Swinburne University wins the Higher Education Whisperer award for the silliest TV ad, for the third successive year with "Experience Swinburne Online". Last year it was online learning like a Zoomba class, this year it is students from other unis doing an interactive learning taste test (like the Pepsi Challenge). The ad doesn't quite work, with the pixeliated faces looking more like criminals than students. Of course prisoners have always been clients for distance education, but I don't think that is what Swinburne has in mind here.

Swinburne University must be feeling a little aggrieved. They have been providing online education for more than a decade, along with Australia's other teaching orientated universities. But with the COVID-19 pandemic, every university is suddenly offering online education. So Swinburne is trying to point out it is doing this better. That may well be the case, but this may not be an effective marketing strategy. 

The research orientated universities discovered long ago that students don't select a university based on the quality of the education. They select a university based on reputation, which is mostly about research prestige, and a campus with social activities, neither of which have anything to do with education. 

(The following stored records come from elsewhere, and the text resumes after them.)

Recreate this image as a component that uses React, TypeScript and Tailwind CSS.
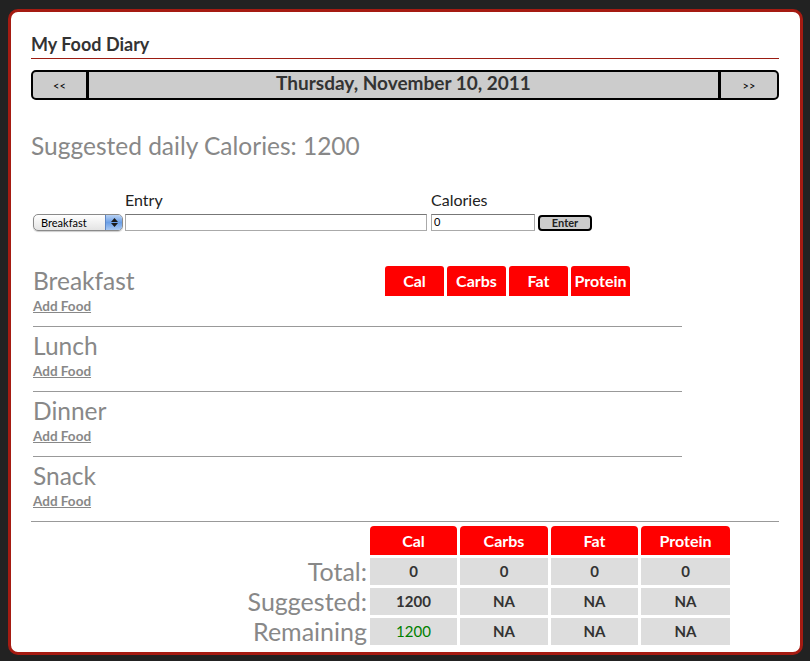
import React from "react";

const font = { fontFamily: "Lato, 'Open Sans', sans-serif" };

const meals = ["Breakfast", "Lunch", "Dinner", "Snack"];
const heads = ["Cal", "Carbs", "Fat", "Protein"];

function SelectBox() {
  return (
    <div className="ml-[2px] flex h-[17px] w-[90px] items-stretch overflow-hidden rounded-[5px] border border-[#8a8a8a] bg-gradient-to-b from-white to-[#e4e4e4] shadow-[0_1px_1px_rgba(0,0,0,0.2)]">
      <span className="flex-1 pl-[7px] text-[11px] leading-[15px] text-black">Breakfast</span>
      <span className="flex w-[17px] flex-col items-center justify-center gap-[1px] border-l border-[#5e86c4] bg-gradient-to-b from-[#b9d2f3] via-[#6a9ee6] to-[#a8c8f2]">
        <svg width="7" height="4" viewBox="0 0 7 4">
          <path d="M3.5 0 L7 4 L0 4 Z" fill="#1a1a1a" />
        </svg>
        <svg width="7" height="4" viewBox="0 0 7 4">
          <path d="M0 0 L7 0 L3.5 4 Z" fill="#1a1a1a" />
        </svg>
      </span>
    </div>
  );
}

export default function App() {
  return (
    <div className="min-h-screen bg-[#222] pl-[8px] pt-[9px]" style={font}>
      <div className="h-[646px] w-[795px] overflow-hidden rounded-[10px] border-[3px] border-[#a51b12] bg-white pl-[20px] pr-[21px]">
        {/* Title */}
        <div className="border-b border-[#9b1c12] pb-[4px] pt-[22px] text-[18px] font-bold leading-[20px] text-[#333]">
          My Food Diary
        </div>

        {/* Date navigation */}
        <div className="mt-[11px] flex h-[30px] overflow-hidden rounded-[5px] border-2 border-black bg-[#cccccc]">
          <button className="w-[56px] border-r-[3px] border-black text-[11px] leading-none text-black">
            &lt;&lt;
          </button>
          <div className="flex flex-1 items-center justify-center pb-[3px] text-[19px] font-bold text-[#333]">
            Thursday, November 10, 2011
          </div>
          <button className="w-[59px] border-l-[3px] border-black text-[11px] leading-none text-black">
            &gt;&gt;
          </button>
        </div>

        <div className="mt-[31px] text-[24.5px] leading-[30px] text-[#888]">
          Suggested daily Calories: 1200
        </div>

        {/* Entry form */}
        <div className="mt-[29px] flex text-[16px] leading-[20px] text-[#222]">
          <span className="ml-[94px] w-[306px]">Entry</span>
          <span>Calories</span>
        </div>
        <div className="mt-[4px] flex items-center">
          <SelectBox />
          <div className="ml-[2px] h-[17px] w-[302px] border border-[#aaa] border-t-[#777] bg-white" />
          <div className="ml-[4px] h-[17px] w-[104px] border border-[#aaa] border-t-[#777] bg-white pl-[2px] text-[11px] leading-[14px] text-black">
            0
          </div>
          <button className="ml-[3px] h-[16px] w-[54px] rounded-[4px] border-2 border-black bg-[#cccccc] text-[11px] font-bold leading-[12px] text-[#222]">
            Enter
          </button>
        </div>

        {/* Meals */}
        <div className="mt-[31px]">
          {meals.map((m, i) => (
            <div
              key={m}
              className={
                i < 3
                  ? "ml-[2px] w-[649px] border-b border-[#999] pb-[12px] pt-[4px]"
                  : "ml-[2px] pb-[12px] pt-[4px]"
              }
            >
              <div className="flex h-[30px] items-start">
                <span className="w-[352px] text-[24.5px] leading-[30px] text-[#888]">{m}</span>
                {i === 0 && (
                  <div className="flex gap-[3px]">
                    {heads.map((h) => (
                      <div
                        key={h}
                        className="flex h-[30px] w-[59px] items-center justify-center rounded-t-[3px] bg-[#ff0000] text-[16px] font-bold text-white"
                      >
                        {h}
                      </div>
                    ))}
                  </div>
                )}
              </div>
              <a className="mt-[2px] block w-fit text-[13.5px] font-bold leading-[16px] text-[#888] underline" href="#">
                Add Food
              </a>
            </div>
          ))}
        </div>

        {/* Totals */}
        <div className="border-t border-[#999] pt-[4px]">
          <div className="grid grid-cols-[336px_87px_88px_87px_89px] gap-[3px]">
            <div />
            {heads.map((h) => (
              <div
                key={h}
                className="flex h-[29px] items-center justify-center rounded-t-[4px] bg-[#ff0000] text-[16px] font-bold text-white"
              >
                {h}
              </div>
            ))}
            {[
              ["Total:", "0", "0", "0", "0"],
              ["Suggested:", "1200", "NA", "NA", "NA"],
              ["Remaining", "1200", "NA", "NA", "NA"],
            ].map((row, r) => (
              <React.Fragment key={row[0]}>
                <div className="flex h-[27px] items-center justify-end text-[25px] leading-[27px] text-[#888]">
                  {row[0]}
                </div>
                {row.slice(1).map((v, c) => (
                  <div
                    key={c}
                    className={
                      r === 2 && c === 0
                        ? "flex h-[27px] items-center justify-center bg-[#dddddd] text-[15px] text-[#008000]"
                        : "flex h-[27px] items-center justify-center bg-[#dddddd] text-[15px] font-bold text-[#333]"
                    }
                  >
                    {v}
                  </div>
                ))}
              </React.Fragment>
            ))}
          </div>
        </div>
      </div>
    </div>
  );
}
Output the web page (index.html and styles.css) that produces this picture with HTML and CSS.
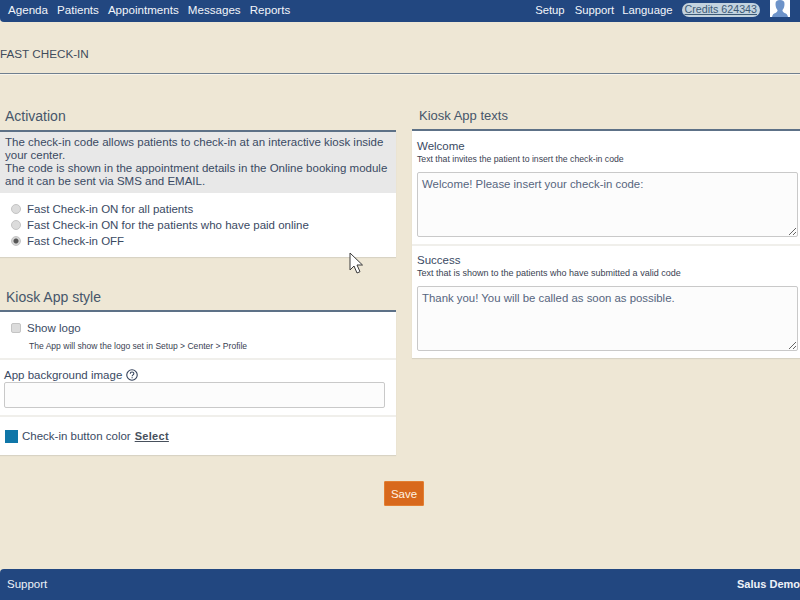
FILE: index.html
```html
<!DOCTYPE html>
<html lang="en">
<head>
<meta charset="utf-8">
<title>Fast Check-in</title>
<link rel="stylesheet" href="styles.css">
</head>
<body>
<div class="page">
  <header class="topbar">
    <nav class="nav-left">
      <a>Agenda</a><a>Patients</a><a>Appointments</a><a>Messages</a><a>Reports</a>
    </nav>
    <nav class="nav-right">
      <a class="setup">Setup</a><a>Support</a><a>Language</a>
      <span class="credits">Credits 624343</span>
      <span class="avatar">
        <svg width="20" height="17" viewBox="0 0 20 17"><rect width="20" height="17" fill="#fff"/><path d="M10 0c-3 0-4.500 1-4.500 4 0 3 1 5 2 6 .3 1-.5 2-2 3-2 .8-3 1.500-3.500 4h16c-.5-2.500-1.500-3.200-3.500-4-1.500-1-2.300-2-2-3 1-1 2-3 2-6 0-3-1.500-4-4.500-4z" fill="#6d93c9"/></svg>
      </span>
    </nav>
  </header>

  <div class="title-row">FAST CHECK-IN</div>

  <main class="columns">
    <div class="col-left">
      <h2 class="sec-head act-head">Activation</h2>
      <section class="card">
        <div class="info">The check-in code allows patients to check-in at an interactive kiosk inside your center.<br>The code is shown in the appointment details in the Online booking module and it can be sent via SMS and EMAIL.</div>
        <div class="radios">
          <label class="opt"><input type="radio" name="fc"><span>Fast Check-in ON for all patients</span></label>
          <label class="opt"><input type="radio" name="fc"><span>Fast Check-in ON for the patients who have paid online</span></label>
          <label class="opt"><input type="radio" name="fc" checked><span>Fast Check-in OFF</span></label>
        </div>
      </section>

      <h2 class="sec-head style-head">Kiosk App style</h2>
      <section class="card">
        <div class="row logo-row">
          <label class="opt"><input type="checkbox"><span>Show logo</span></label>
          <div class="hint logo-hint">The App will show the logo set in Setup &gt; Center &gt; Profile</div>
        </div>
        <div class="row bg-row">
          <div class="bg-label">App background image
            <svg class="help" width="12" height="12" viewBox="0 0 11 11"><circle cx="5.500" cy="5.500" r="4.800" fill="none" stroke="#33415a" stroke-width="1"/><path d="M3.900 4.300c0-2.100 3.300-2.100 3.300-.1 0 1.200-1.600 1.200-1.600 2.500" fill="none" stroke="#33415a" stroke-width="1"/><rect x="5.100" y="7.500" width="1" height="1" fill="#33415a"/></svg>
          </div>
          <input class="text-input" type="text">
        </div>
        <div class="color-row">
          <span class="swatch"></span><span>Check-in button color</span><a class="select">Select</a>
        </div>
      </section>
    </div>

    <div class="col-right">
      <h2 class="sec-head texts-head">Kiosk App texts</h2>
      <section class="card">
        <div class="text-block first">
          <div class="tb-title">Welcome</div>
          <div class="hint welcome-hint">Text that invites the patient to insert the check-in code</div>
          <textarea class="area">Welcome! Please insert your check-in code:</textarea>
        </div>
        <div class="text-block second">
          <div class="tb-title">Success</div>
          <div class="hint">Text that is shown to the patients who have submitted a valid code</div>
          <textarea class="area">Thank you! You will be called as soon as possible.</textarea>
        </div>
      </section>
    </div>
  </main>

  <div class="actions"><button class="save" type="button">Save</button></div>

  <footer class="footer">
    <span>Support</span>
    <span class="brand">Salus Demo</span>
  </footer>

  <svg class="cursor" width="15" height="23" viewBox="0 0 15 23"><path d="M1 1v17l4-4 3 7 3-1.300-3-6.700h5.500z" fill="#fff" stroke="#3a3a3a" stroke-width="1"/></svg>
</div>
</body>
</html>
```
FILE: styles.css
```css
* { box-sizing: border-box; }
html, body { margin: 0; padding: 0; }
body {
  background: #eee7d5;
  font-family: "Liberation Sans", Arial, sans-serif;
  font-size: 11.5px;
  color: #3a4a63;
}
.page {
  position: relative;
  width: 800px;
  height: 600px;
  overflow: hidden;
  display: flex;
  flex-direction: column;
}
.topbar {
  height: 22px;
  background: #224780;
  border-bottom-left-radius: 4px;
  display: flex;
  justify-content: space-between;
  align-items: center;
  padding-bottom: 3px;
  font-size: 11.6px;
  color: #f2f5fa;
  flex: none;
}
.nav-left { display: flex; gap: 9px; padding-left: 8px; }
.nav-right { display: flex; align-items: center; gap: 8px; font-size: 11.3px; }
.setup { margin-right: 2px; }
.credits {
  margin-left: 1px;
  background: #c3d3df;
  color: #3c5a76;
  border-radius: 8px;
  height: 14px;
  line-height: 13px;
  padding: 0 3px;
  font-size: 10.7px;
  text-decoration: underline;
}
.avatar { display: block; width: 20px; height: 17px; margin: -2px 10px 0 2px; }
.avatar svg { display: block; }
.title-row {
  height: 52px;
  flex: none;
  border-bottom: 1px solid #6f7f8f;
  box-shadow: 0 1px 0 #f8f4ea;
  padding-top: 25px;
  font-size: 11.7px;
  line-height: 14px;
  color: #3f4c5c;
}
.columns {
  display: flex;
  justify-content: space-between;
  align-items: flex-start;
  flex: none;
}
.col-left { width: 396px; }
.col-right { width: 388px; }
.sec-head {
  margin: 0;
  font-weight: normal;
  font-size: 14px;
  line-height: 16px;
  color: #46566a;
  border-bottom: 2px solid #5d7187;
}
.act-head { padding: 34px 0 6px 5px; }
.style-head { padding: 32px 0 5px 6px; }
.texts-head { padding: 34px 0 5px 7px; font-size: 13px; }
.card {
  background: #fff;
  box-shadow: 0 1px 1px #d8d3c4;
}
.info {
  background: #e8e8e8;
  padding: 4px 4px 0 5px;
  line-height: 13px;
  color: #3a4a63;
  height: 61px;
}
.radios { padding: 8px 0 0 11px; height: 64px; }
.opt { display: flex; align-items: center; height: 16px; }
.opt input {
  appearance: none;
  margin: 0 6px 0 0;
  width: 10px;
  height: 10px;
  flex: none;
  background: #dcdcdc;
  border: 1px solid #c4c4c4;
}
.opt input[type="radio"] { border-radius: 50%; }
.opt input[type="checkbox"] { border-radius: 2px; }
.opt input:checked { background: radial-gradient(circle, #555 0 2px, #d4d4d4 3px); }
.row { border-bottom: 2px solid #f0efeb; }
.logo-row { height: 48px; padding: 8px 0 0 11px; }
.hint { font-size: 9px; line-height: 11px; color: #3a4252; margin-top: 1px; }
.logo-hint { padding: 4px 0 0 18px; font-size: 8.55px; }
.welcome-hint { font-size: 8.7px; }
.bg-row { height: 57px; padding: 8px 0 0 4px; }
.bg-label { line-height: 14px; display: flex; align-items: center; gap: 4px; }
.help { flex: none; }
.text-input {
  display: block;
  width: 381px;
  height: 26px;
  margin: 0;
  background: #fcfcfc;
  border: 1px solid #c9c9c9;
  border-radius: 2px;
}
.color-row {
  height: 38px;
  display: flex;
  align-items: center;
  padding-left: 5px;
}
.swatch { width: 13px; height: 13px; background: #0f76a8; margin-right: 4px; }
.select { margin-left: 4px; font-size: 11px; font-weight: bold; letter-spacing: .3px; text-decoration: underline; color: #47505c; }
.text-block { padding: 0 4px 0 5px; }
.first { height: 115px; padding-top: 8px; border-bottom: 2px solid #f0efeb; }
.second { height: 112px; padding-top: 7px; }
.tb-title { line-height: 14px; }
.area {
  display: block;
  width: 381px;
  height: 65px;
  margin-top: 7px;
  padding: 5px 4px;
  background: #fcfcfc;
  border: 1px solid #c9c9c9;
  border-radius: 2px;
  font-family: "Liberation Sans", Arial, sans-serif;
  font-size: 11.4px;
  color: #56657e;
  resize: both;
}
.actions {
  display: flex;
  justify-content: center;
  padding: 26px 0 0 8px;
  flex: none;
}
.save {
  width: 40px;
  height: 25px;
  padding: 0;
  background: #d8691c;
  border: 1px solid #e27f32;
  border-radius: 1px;
  color: #fff2e2;
  font-family: "Liberation Sans", Arial, sans-serif;
  font-size: 11.5px;
}
.footer {
  margin-top: auto;
  height: 31px;
  flex: none;
  background: #224780;
  border-top-left-radius: 4px;
  display: flex;
  justify-content: space-between;
  align-items: center;
  padding: 0 0 1px 7px;
  color: #eef2f8;
  white-space: nowrap;
  overflow: hidden;
}
.brand { font-size: 11px; font-weight: bold; }
.cursor { position: absolute; left: 349px; top: 252px; }
```
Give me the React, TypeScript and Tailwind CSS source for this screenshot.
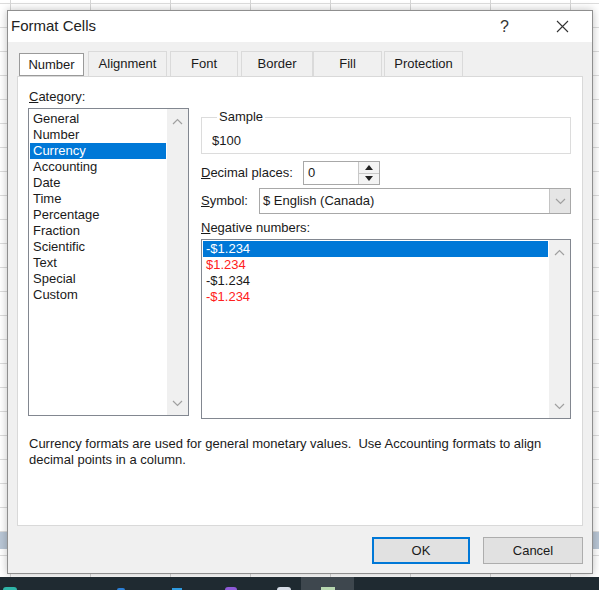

Despite Swinburne's slogan "Not All Online Universities Are The Same", they pretty much are. Swinburne might do better to either adopt the marketing techniques of the major universities, or attack them with humor. 

Swinburne could show people in lab coats doing science stuff, and students relaxing in the bar, then briefly mention at the end there is an online option. Or they could show a mock ad for an sandstone university with labs students are turned away from (because they are not PhDs)  and sports fields they can't use (because they are not in the elite team), then show Swinburne students happily engaging online.

How to sell a quality online course remains an unsolved problem. Students assume online courses are second best, despite research showing the learning outcomes are just as good. But facts have never been much use for selling anything. A better approach is Holly Hapke's 3-in-1 Hybrid Learning, where the distinction between on and off campus learning is blurred, with students not forced to make a choice in advance. The university can then continue to market a campus, as a symbol, if not a place where actually go very often.